What is asked = In the data below, find every line with the string "index" and pull it out.

Records to use =
◇ ◇ ◇ ◇ ◇

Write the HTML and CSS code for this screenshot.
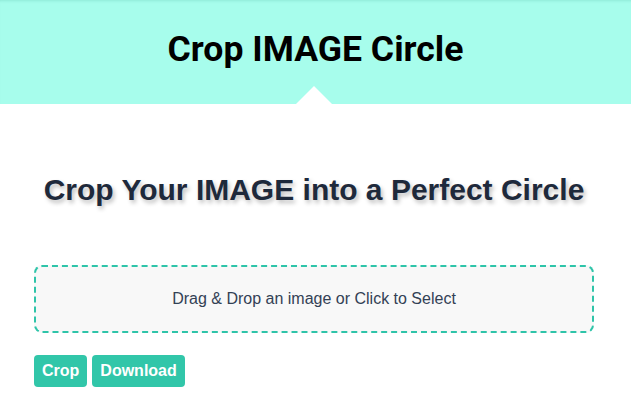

◇ ◇ ◇ ◇ ◇

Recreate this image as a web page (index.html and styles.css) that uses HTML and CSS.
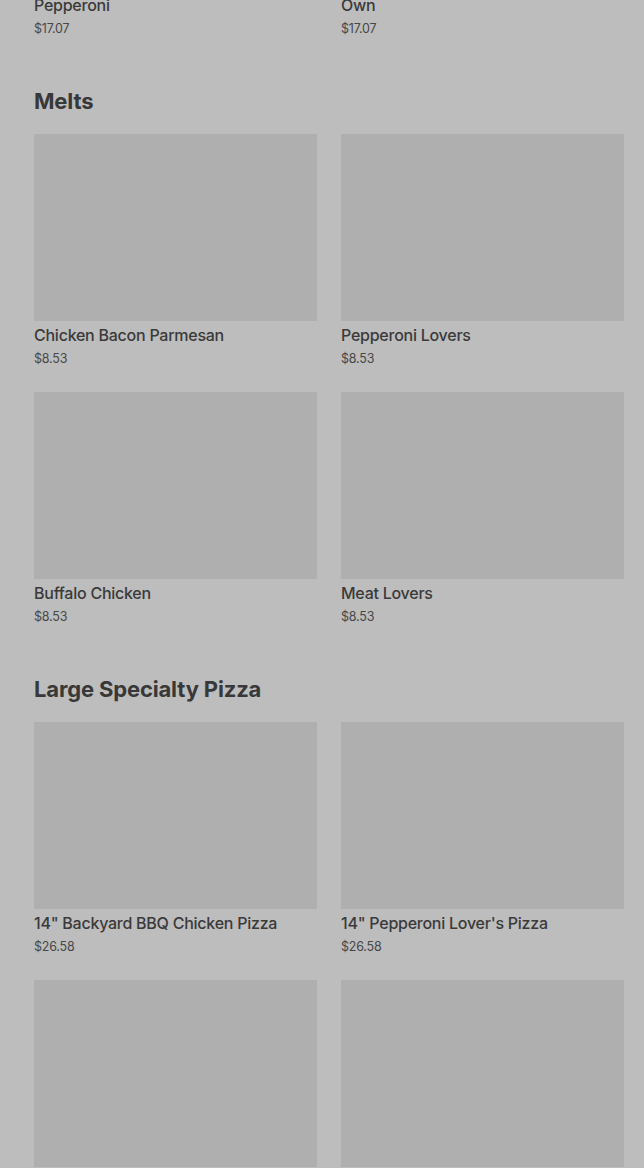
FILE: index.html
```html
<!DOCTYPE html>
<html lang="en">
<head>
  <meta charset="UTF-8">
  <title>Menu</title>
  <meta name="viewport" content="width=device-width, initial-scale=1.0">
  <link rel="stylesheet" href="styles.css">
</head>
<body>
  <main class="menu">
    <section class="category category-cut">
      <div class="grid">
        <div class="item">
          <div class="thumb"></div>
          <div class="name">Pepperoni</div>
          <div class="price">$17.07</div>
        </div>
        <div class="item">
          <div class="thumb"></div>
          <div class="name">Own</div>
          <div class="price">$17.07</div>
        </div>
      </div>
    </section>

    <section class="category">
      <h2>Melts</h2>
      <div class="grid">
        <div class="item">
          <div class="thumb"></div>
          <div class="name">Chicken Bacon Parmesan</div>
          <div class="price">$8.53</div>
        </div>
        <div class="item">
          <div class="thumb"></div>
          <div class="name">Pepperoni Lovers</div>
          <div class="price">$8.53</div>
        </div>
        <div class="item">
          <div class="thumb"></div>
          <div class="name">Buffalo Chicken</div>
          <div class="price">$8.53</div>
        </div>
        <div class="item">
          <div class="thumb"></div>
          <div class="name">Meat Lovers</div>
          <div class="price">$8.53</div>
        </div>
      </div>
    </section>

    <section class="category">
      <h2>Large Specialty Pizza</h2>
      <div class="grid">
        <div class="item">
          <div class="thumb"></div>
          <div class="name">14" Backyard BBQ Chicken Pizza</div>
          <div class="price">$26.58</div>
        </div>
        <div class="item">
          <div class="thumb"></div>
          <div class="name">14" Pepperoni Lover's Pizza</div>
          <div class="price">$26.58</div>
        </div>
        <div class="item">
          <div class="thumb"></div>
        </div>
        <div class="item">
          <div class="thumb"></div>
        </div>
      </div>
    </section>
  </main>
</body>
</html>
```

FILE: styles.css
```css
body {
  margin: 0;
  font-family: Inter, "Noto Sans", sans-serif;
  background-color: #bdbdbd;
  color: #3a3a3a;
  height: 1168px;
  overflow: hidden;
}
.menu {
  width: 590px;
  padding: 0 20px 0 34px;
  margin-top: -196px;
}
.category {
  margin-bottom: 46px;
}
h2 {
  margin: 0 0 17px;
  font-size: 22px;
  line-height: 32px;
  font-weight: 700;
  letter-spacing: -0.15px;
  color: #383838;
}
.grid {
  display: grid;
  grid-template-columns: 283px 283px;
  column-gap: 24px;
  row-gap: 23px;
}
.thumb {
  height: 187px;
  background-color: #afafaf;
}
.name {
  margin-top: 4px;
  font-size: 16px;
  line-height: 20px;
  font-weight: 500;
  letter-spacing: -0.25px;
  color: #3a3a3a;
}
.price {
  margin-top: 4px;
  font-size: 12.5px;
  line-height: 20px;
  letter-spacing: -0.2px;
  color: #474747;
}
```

◇ ◇ ◇ ◇ ◇

Response =
Recreate this image as a web page (index.html and styles.css) that uses HTML and CSS.
FILE: index.html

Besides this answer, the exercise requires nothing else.